Breathtaking archival investigations!
Natalya Gromova is a prose writer and literary historian of the 1920–1950s. Author of documentary books “Node. Poets. Friendship. Breaks,” “Disintegration. The Fate of a Soviet Critic in the 40s–50s,” “Key. The Last Moscow,” “Olga Berggolts: There Were No Deaths and There Aren’t Any,” and others.

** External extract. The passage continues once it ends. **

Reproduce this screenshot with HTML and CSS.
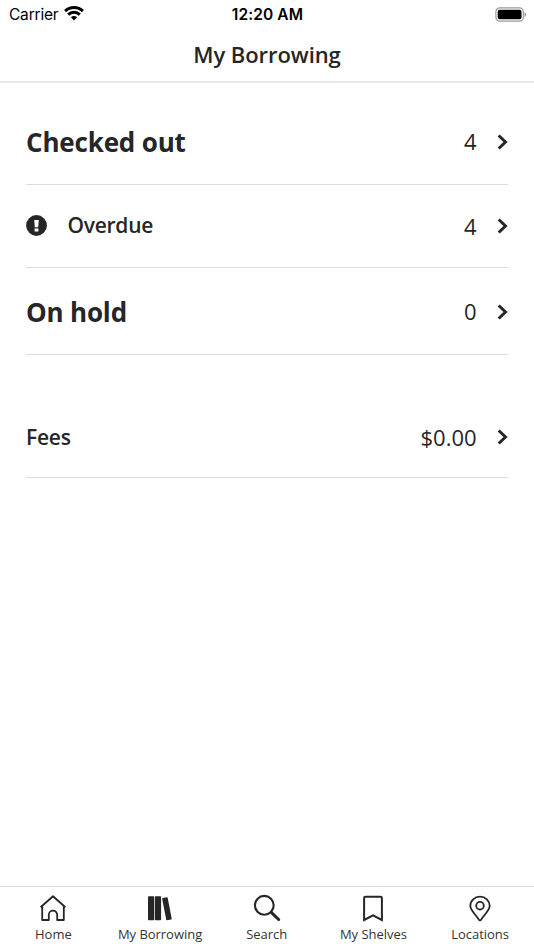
FILE: index.html
```html
<!DOCTYPE html>
<html lang="en">
<head>
<meta charset="utf-8">
<title>My Borrowing</title>
<link rel="stylesheet" href="styles.css">
</head>
<body>
<header class="header">
  <div class="status">
    <div class="carrier"><span class="carrier-name">Carrier</span>
      <svg class="wifi" width="20" height="15" viewBox="0 0 20 15"><g fill="none" stroke="#000" stroke-width="2.9"><path d="M1.1 5.1a12.7 12.7 0 0 1 17.8 0"/><path d="M4.2 8.6a8.2 8.2 0 0 1 11.6 0"/></g><path d="M6.9 11.3a4.6 4.6 0 0 1 6.2 0L10 14.5z"/></svg>
    </div>
    <div class="clock">12:20 AM</div>
    <div class="power">
      <svg width="31" height="15" viewBox="0 0 31 15"><rect x=".9" y=".9" width="27.4" height="13.2" rx="3.8" fill="#fff" stroke="#999" stroke-width="1.2"/><rect x="2.7" y="2.7" width="23.8" height="9.6" rx="2"/><path d="M29.6 5v5q1.3-.7 1.3-2.5T29.6 5z" fill="#888"/></svg>
    </div>
  </div>
  <h1 class="title">My Borrowing</h1>
</header>
<main class="list">
  <a class="row row-first"><span class="heading">Checked out</span><span class="value">4</span><svg class="chevron" width="11" height="16" viewBox="0 0 11 16"><path d="M1.7 1.5 8.5 8l-6.8 6.5"/></svg></a>
  <a class="row row-overdue"><svg class="alert" width="21" height="21" viewBox="0 0 21 21"><circle cx="10.5" cy="10.5" r="10.4" fill="#262626"/><path d="M8.2 4.9h4.6l-.6 7.4H8.8zM8.6 13.4h3.8v3H8.6z" fill="#fff"/></svg><span class="label">Overdue</span><span class="value">4</span><svg class="chevron" width="11" height="16" viewBox="0 0 11 16"><path d="M1.7 1.5 8.5 8l-6.8 6.5"/></svg></a>
  <a class="row row-hold"><span class="heading">On hold</span><span class="value">0</span><svg class="chevron" width="11" height="16" viewBox="0 0 11 16"><path d="M1.7 1.5 8.5 8l-6.8 6.5"/></svg></a>
  <a class="row row-fees"><span class="label">Fees</span><span class="value">$0.00</span><svg class="chevron" width="11" height="16" viewBox="0 0 11 16"><path d="M1.7 1.5 8.5 8l-6.8 6.5"/></svg></a>
</main>
<nav class="tabs">
  <a class="tab"><svg class="icon" width="28" height="28" viewBox="0 0 28 28"><path d="M1.6 13.2 14 2.3l12.4 10.9M3.2 12v14h6.6v-5.2a4.2 4.2 0 0 1 8.4 0V26h6.6V12" fill="none" stroke="#262626" stroke-width="1.8" stroke-linejoin="round"/></svg><span>Home</span></a>
  <a class="tab"><svg class="icon" width="28" height="28" viewBox="0 0 28 28"><g fill="#262626"><rect x="2" y="2.3" width="6.2" height="24" rx=".7"/><rect x="8.9" y="2.3" width="6.2" height="24" rx=".7"/><path d="M16.8 4.1 20.9 3.3q.7-.1.8.6l4 20.8q.1.7-.6.8l-4.1.7q-.7.1-.8-.6L16.2 4.9q-.1-.7.6-.8z"/></g></svg><span>My Borrowing</span></a>
  <a class="tab"><svg class="icon" width="28" height="28" viewBox="0 0 28 28"><g fill="none" stroke="#262626"><circle cx="11.3" cy="11.3" r="9.4" stroke-width="2.1"/><path d="m18.5 18.6 7.2 6.9" stroke-width="3" stroke-linecap="round"/></g></svg><span>Search</span></a>
  <a class="tab"><svg class="icon" width="28" height="28" viewBox="0 0 28 28"><path d="M5.1 4.2q0-1.4 1.4-1.4h15q1.4 0 1.4 1.4V26L14 21.3 5.1 26z" fill="none" stroke="#262626" stroke-width="2"/></svg><span>My Shelves</span></a>
  <a class="tab"><svg class="icon" width="28" height="28" viewBox="0 0 28 28"><g fill="none" stroke="#262626" stroke-width="1.8"><path d="M14 26.4q-.6 0-1.2-.9C9 20 4.3 15.9 4.3 12a9.7 9.4 0 0 1 19.4 0c0 3.9-4.7 8-8.5 13.5q-.6.9-1.2.9z" stroke-linejoin="round"/><circle cx="14" cy="11.7" r="3.8"/></g></svg><span>Locations</span></a>
</nav>
</body>
</html>
```
FILE: styles.css
```css
* { box-sizing: border-box; }
body {
  margin: 0;
  height: 950px;
  display: flex;
  flex-direction: column;
  background: #fff;
  color: #262626;
  font-family: "Open Sans", sans-serif;
  overflow: hidden;
}
svg { display: block; flex: none; }
.header { height: 83px; padding-top: 4px; border-bottom: 2px solid #e8e8e8; }
.status {
  height: 20px;
  display: grid;
  grid-template-columns: 1fr auto 1fr;
  align-items: center;
  padding: 0 8px 0 9px;
  color: #000;
  font: 15.5px/20px Inter, sans-serif;
}
.carrier { display: flex; align-items: center; gap: 6px; }
.carrier-name { letter-spacing: -.2px; margin-top: 1px; }
.wifi { margin-top: -2px; }
.clock { font-weight: 600; letter-spacing: .1px; margin-top: 1px; }
.power { display: flex; justify-content: flex-end; margin-top: -1px; }
.title { margin: 14px 0 0; font-size: 22px; line-height: 32px; font-weight: 600; text-align: center; letter-spacing: -.07px; }
.list { flex: 1; padding: 0 26px; }
.row { display: flex; align-items: center; border-bottom: 1px solid #ddd; }
.row-first { height: 102px; padding-top: 17px; }
.row-overdue { height: 83px; }
.row-hold { height: 87px; padding-top: 2px; }
.row-fees { height: 123px; padding-top: 43px; }
.heading { font-size: 26px; line-height: 36px; font-weight: 700; letter-spacing: -.17px; }
.label { font-size: 21px; line-height: 30px; font-weight: 600; letter-spacing: -.24px; margin-bottom: 2px; }
.alert { margin: 0 20.4px 2px 0; }
.value { margin: 0 0 2px auto; font-size: 22px; line-height: 30px; }
.row-overdue .value { margin-bottom: 1px; }
.chevron { margin-left: 20.4px; }
.row-fees .chevron { margin-bottom: 1px; }
.chevron path { fill: none; stroke: #262626; stroke-width: 3; }
.tabs { height: 64px; display: grid; grid-template-columns: repeat(5, 106.7px); border-top: 1px solid #ddd; }
.tab { display: flex; flex-direction: column; align-items: center; padding-top: 7px; font-size: 13px; line-height: 18px; letter-spacing: -.03px; white-space: nowrap; color: #333; }
.tab span { margin-top: 3px; }
```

In the audiobook “Personal Index,” both gripping archival investigations and personal recollections, as well as records of conversations, are gathered. Natalya Gromova finds out who exactly the Chekist is in the essay by Marina Tsvetaeva “The House by Old Pimen,” and where the house of the Dobrovys was—where Daniil Andreev lived before his arrest; she talks about the playwright Alexander Volodin, the mysterious Italian journalist Malaparte and his acquaintance with Mikhail Bulgakov; she recalls how, in the “Soviet Encyclopedia,” a unique dictionary of Russian writers of the 19th century and the early 20th century was created—“not allowed by circulars, but also not entirely forbidden.”
“It happens that a book is taken in hand only because of one name. And suddenly a reference uncovers a connection between characters who were not supposed to meet either in life or in the book—yet they intersected unexpectedly. A personal index is like a starry sky map where intersections of destinies become visible.”